*WHAT THE EXERCISE ASKS*
Reproduce the listing below without changes, except that pictures are left out.
### SUPPLIED DATA
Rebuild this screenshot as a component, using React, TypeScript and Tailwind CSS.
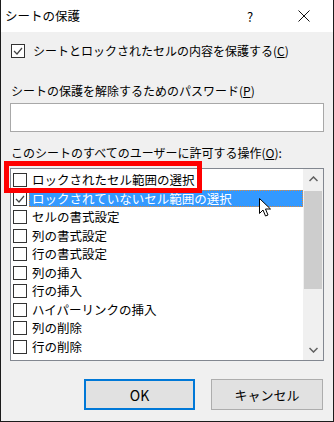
const font = "font-['Noto_Sans_CJK_JP','Noto_Sans',sans-serif]"

const items = [
  'ロックされたセル範囲の選択',
  'ロックされていないセル範囲の選択',
  'セルの書式設定',
  '列の書式設定',
  '行の書式設定',
  '列の挿入',
  '行の挿入',
  'ハイパーリンクの挿入',
  '列の削除',
  '行の削除',
]

function Check({ checked }: { checked?: boolean }) {
  return (
    <span className="w-[14px] h-[14px] shrink-0 border border-[#333] bg-white flex items-center justify-center">
      {checked && (
        <svg width="10" height="8" viewBox="0 0 10 8">
          <path d="M1 4 L4 7 L9 1" fill="none" stroke="#444" strokeWidth="1.2" />
        </svg>
      )}
    </span>
  )
}

function Cursor() {
  return (
    <svg width="13" height="20" viewBox="0 0 13 20" className="absolute left-[258px] top-[198px]">
      <path
        d="M0.5 0.5 L0.5 15.5 L4 12 L6.5 18 L9 17 L6.5 11 L11.5 11 Z"
        fill="#fff"
        stroke="#000"
        strokeWidth="1"
        strokeLinejoin="miter"
      />
    </svg>
  )
}

export default function App() {
  return (
    <div className={`relative w-[334px] h-[422px] bg-[#f0f0f0] border-x border-b border-[#1b1b1b] text-[12px] text-black leading-none ${font}`}>
      {/* title bar */}
      <div className="h-[32px] bg-white flex items-center pl-[4px]">
        <span className="text-[12.5px]">シートの保護</span>
        <span className="ml-auto w-[16px] text-center text-[13px] mr-[40px]">?</span>
        <svg width="12" height="12" viewBox="0 0 12 12" className="mr-[23px]">
          <path d="M0.5 0.5 L11.5 11.5 M11.5 0.5 L0.5 11.5" stroke="#111" strokeWidth="1" />
        </svg>
      </div>

      <div className="px-[9px]">
        <div className="mt-[12px] h-[14px] flex items-center pl-[1px]">
          <Check checked />
          <span className="ml-[8px]">
            シートとロックされたセルの内容を保護する(<span className="underline">C</span>)
          </span>
        </div>

        <div className="mt-[25px] h-[16px] flex items-center pl-[1px]">
          シートの保護を解除するためのパスワード(<span className="underline">P</span>)
        </div>
        <div className="mt-[4px] h-[29px] border border-[#a8a8a8] bg-white" />

        <div className="mt-[13px] h-[16px] flex items-center pl-[1px]">
          このシートのすべてのユーザーに許可する操作(<span className="underline">O</span>):
        </div>

        <div className="mt-[7px] h-[193px] border border-[#828790] bg-white flex text-[12.5px]">
          <div className="flex-1 pt-[2px]">
            {items.map((t, i) => (
              <div key={t} className="h-[18.5px] flex items-center pl-[2px]">
                <Check checked={i === 1} />
                {i === 1 ? (
                  <span className="ml-[2px] flex-1 h-[17px] flex items-center pl-[3px] bg-[#3399ff] text-white outline outline-1 outline-dotted outline-[#e08a3c] -outline-offset-1">
                    {t}
                  </span>
                ) : (
                  <span className="ml-[5px]">{t}</span>
                )}
              </div>
            ))}
          </div>
          <div className="w-[20px] bg-[#f0f0f0] flex flex-col">
            <div className="h-[20px] flex items-center justify-center">
              <svg width="9" height="6" viewBox="0 0 9 6">
                <path d="M0.5 5 L4.5 1 L8.5 5" fill="none" stroke="#606060" strokeWidth="1.5" />
              </svg>
            </div>
            <div className="mx-[1px] mt-[2px] h-[98px] bg-[#cdcdcd]" />
            <div className="mt-auto h-[20px] flex items-center justify-center">
              <svg width="9" height="6" viewBox="0 0 9 6">
                <path d="M0.5 1 L4.5 5 L8.5 1" fill="none" stroke="#606060" strokeWidth="1.5" />
              </svg>
            </div>
          </div>
        </div>

        <div className="mt-[18px] flex justify-end gap-[16px] pr-[1px]">
          <button className="w-[111px] h-[31px] bg-[#e1e1e1] border-2 border-[#0078d7] text-[14px]">OK</button>
          <button className="w-[112px] h-[31px] bg-[#e1e1e1] border border-[#adadad] text-[13px]">キャンセル</button>
        </div>
      </div>

      {/* annotation */}
      <div className="absolute left-[3px] top-[161px] w-[198px] h-[32px] border-[5px] border-[#ff0000]" />
      <Cursor />
    </div>
  )
}
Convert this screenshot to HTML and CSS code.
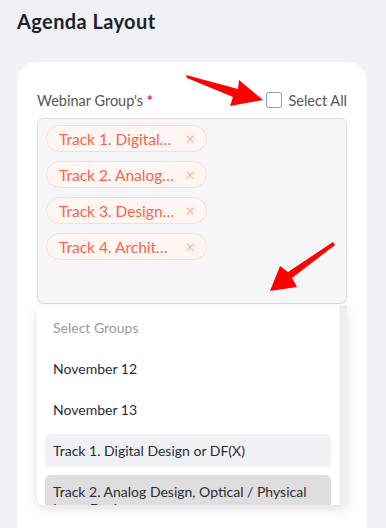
######
*RESULT OF THE EXERCISE*
Rebuild this screenshot as a component, using React, TypeScript and Tailwind CSS.
const font = "font-['Noto_Sans_CJK_JP','Noto_Sans',sans-serif]"

const items = [
  'ロックされたセル範囲の選択',
  'ロックされていないセル範囲の選択',
  'セルの書式設定',
  '列の書式設定',
  '行の書式設定',
  '列の挿入',
  '行の挿入',
  'ハイパーリンクの挿入',
  '列の削除',
  '行の削除',
]

function Check({ checked }: { checked?: boolean }) {
  return (
    <span className="w-[14px] h-[14px] shrink-0 border border-[#333] bg-white flex items-center justify-center">
      {checked && (
        <svg width="10" height="8" viewBox="0 0 10 8">
          <path d="M1 4 L4 7 L9 1" fill="none" stroke="#444" strokeWidth="1.2" />
        </svg>
      )}
    </span>
  )
}

function Cursor() {
  return (
    <svg width="13" height="20" viewBox="0 0 13 20" className="absolute left-[258px] top-[198px]">
      <path
        d="M0.5 0.5 L0.5 15.5 L4 12 L6.5 18 L9 17 L6.5 11 L11.5 11 Z"
        fill="#fff"
        stroke="#000"
        strokeWidth="1"
        strokeLinejoin="miter"
      />
    </svg>
  )
}

export default function App() {
  return (
    <div className={`relative w-[334px] h-[422px] bg-[#f0f0f0] border-x border-b border-[#1b1b1b] text-[12px] text-black leading-none ${font}`}>
      {/* title bar */}
      <div className="h-[32px] bg-white flex items-center pl-[4px]">
        <span className="text-[12.5px]">シートの保護</span>
        <span className="ml-auto w-[16px] text-center text-[13px] mr-[40px]">?</span>
        <svg width="12" height="12" viewBox="0 0 12 12" className="mr-[23px]">
          <path d="M0.5 0.5 L11.5 11.5 M11.5 0.5 L0.5 11.5" stroke="#111" strokeWidth="1" />
        </svg>
      </div>

      <div className="px-[9px]">
        <div className="mt-[12px] h-[14px] flex items-center pl-[1px]">
          <Check checked />
          <span className="ml-[8px]">
            シートとロックされたセルの内容を保護する(<span className="underline">C</span>)
          </span>
        </div>

        <div className="mt-[25px] h-[16px] flex items-center pl-[1px]">
          シートの保護を解除するためのパスワード(<span className="underline">P</span>)
        </div>
        <div className="mt-[4px] h-[29px] border border-[#a8a8a8] bg-white" />

        <div className="mt-[13px] h-[16px] flex items-center pl-[1px]">
          このシートのすべてのユーザーに許可する操作(<span className="underline">O</span>):
        </div>

        <div className="mt-[7px] h-[193px] border border-[#828790] bg-white flex text-[12.5px]">
          <div className="flex-1 pt-[2px]">
            {items.map((t, i) => (
              <div key={t} className="h-[18.5px] flex items-center pl-[2px]">
                <Check checked={i === 1} />
                {i === 1 ? (
                  <span className="ml-[2px] flex-1 h-[17px] flex items-center pl-[3px] bg-[#3399ff] text-white outline outline-1 outline-dotted outline-[#e08a3c] -outline-offset-1">
                    {t}
                  </span>
                ) : (
                  <span className="ml-[5px]">{t}</span>
                )}
              </div>
            ))}
          </div>
          <div className="w-[20px] bg-[#f0f0f0] flex flex-col">
            <div className="h-[20px] flex items-center justify-center">
              <svg width="9" height="6" viewBox="0 0 9 6">
                <path d="M0.5 5 L4.5 1 L8.5 5" fill="none" stroke="#606060" strokeWidth="1.5" />
              </svg>
            </div>
            <div className="mx-[1px] mt-[2px] h-[98px] bg-[#cdcdcd]" />
            <div className="mt-auto h-[20px] flex items-center justify-center">
              <svg width="9" height="6" viewBox="0 0 9 6">
                <path d="M0.5 1 L4.5 5 L8.5 1" fill="none" stroke="#606060" strokeWidth="1.5" />
              </svg>
            </div>
          </div>
        </div>

        <div className="mt-[18px] flex justify-end gap-[16px] pr-[1px]">
          <button className="w-[111px] h-[31px] bg-[#e1e1e1] border-2 border-[#0078d7] text-[14px]">OK</button>
          <button className="w-[112px] h-[31px] bg-[#e1e1e1] border border-[#adadad] text-[13px]">キャンセル</button>
        </div>
      </div>

      {/* annotation */}
      <div className="absolute left-[3px] top-[161px] w-[198px] h-[32px] border-[5px] border-[#ff0000]" />
      <Cursor />
    </div>
  )
}
Convert this screenshot to HTML and CSS code.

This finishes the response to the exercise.